Voici donc les méthodes qu’on va employer :

 

  • Désensibilisation/habituation : avec notamment l’approche retrait en respectant le seuil de tolérance du cheval
  • Association positive : en essayant de maximiser le confort dans la situation qui crée des émotions négatives
    L’objectif, c’est de travailler progressivement, en éloignant petit à petit le cheval, jamais en le mettant en zone rouge côté émotions. Par exemple, si votre cheval vrille lorsque vous le sortez de la prairie… Eh bien, passez juste la barrière, puis broutez devant la prairie jusqu’à ce qu’il réalise que vous n’allez pas l’emmener loin du groupe, et remettez-le dans le groupe. Répétez ça autant de fois que nécessaire pour que cela devienne confortable pour le cheval, puis commencez à brouter quelques mètres plus loin. Remettez-le en prairie. Ainsi de suite jusqu’à ce que l’éloignement commence à être assez grand pour aller confortablement dans l’écurie. La règle d’or, c’est de trouver la zone orange ! Et de ne jamais la dépasser…
  • La zone orange : c’est celle dans laquelle vous voyez visiblement votre cheval monter un peu en tension, mais juste “un peu”, pas complètement. Vous sentez qu’il est encore dans une zone émotionnelle dans laquelle réfléchir et surtout, redescendre, est possible.Une fois celle-ci trouvée, attendez qu’il redescende, et retournez dans la zone de confort (donc, avec les autres).. Ce travail peut durer des semaines comme juste quelques jours. Mais vous devez accepter que pour profondément aider votre cheval et surtout, solutionner cela sur le long terme, vous allez devoir mettre de côté vos plans d’humain.

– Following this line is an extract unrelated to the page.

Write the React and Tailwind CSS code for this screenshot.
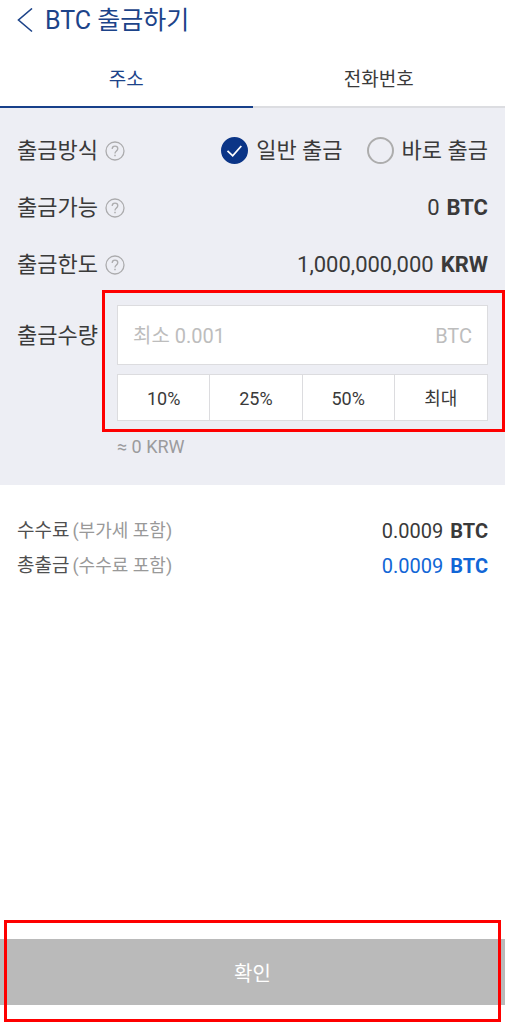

4. Ça n’a rien de personnel


Je terminerai cet article en précisant une chose primordial : ça n’est pas à propos de vous. J’entends parfois des propriétaires vivre sincèrement mal le fait que leur cheval n’en ait visiblement rien à faire d’eux et paniquent complètement pour retrouver le confort auprès des autres chevaux, mais que eux, humains, n’aient pas ce pouvoir. C’est normal ! Vous n’êtes pas un cheval. Un cheval, ça a besoin avant tout d’autres chevaux. Les humains ne sont pas dans les besoins fondamentaux de l’espèce, que cela nous plaise ou non. Nous sommes un ajout non voulu dans leur vie, c’est pourquoi nous devons nous adapter à leurs besoins émotionnels lorsque ceux-ci se manifestent ainsi. Si vous vous sentez blessé que votre cheval ne se sente visiblement pas confortable auprès de vous autant qu’auprès des chevaux, je vous invite vraiment à explorer pourquoi cela crée ce sentiment chez vous : car ça n’est en aucun cas personnel ! L’idéal rêvé de la relation d’enfant dans laquelle le cheval et l’humain sont fusionnels, c’est, eh bien… Un idéal rêvé, et surtout profondément ancré dans l’idée humaine, pas dans l’idée cheval. Ceci étant dit, vous pouvez totalement expliquer à votre cheval que vous pouvez être confortable en toutes circonstances et être là pour être un élément rassurant. Et pour cela, vous devez mettre le temps qu’il faut pour travailler sur cette problématique (et toutes les autres à venir), car la confiance d’un cheval se gagne, elle n’est pas toujours naturelle - cela dépend profondément des tempéraments innés, ainsi que des expériences passées du cheval en question.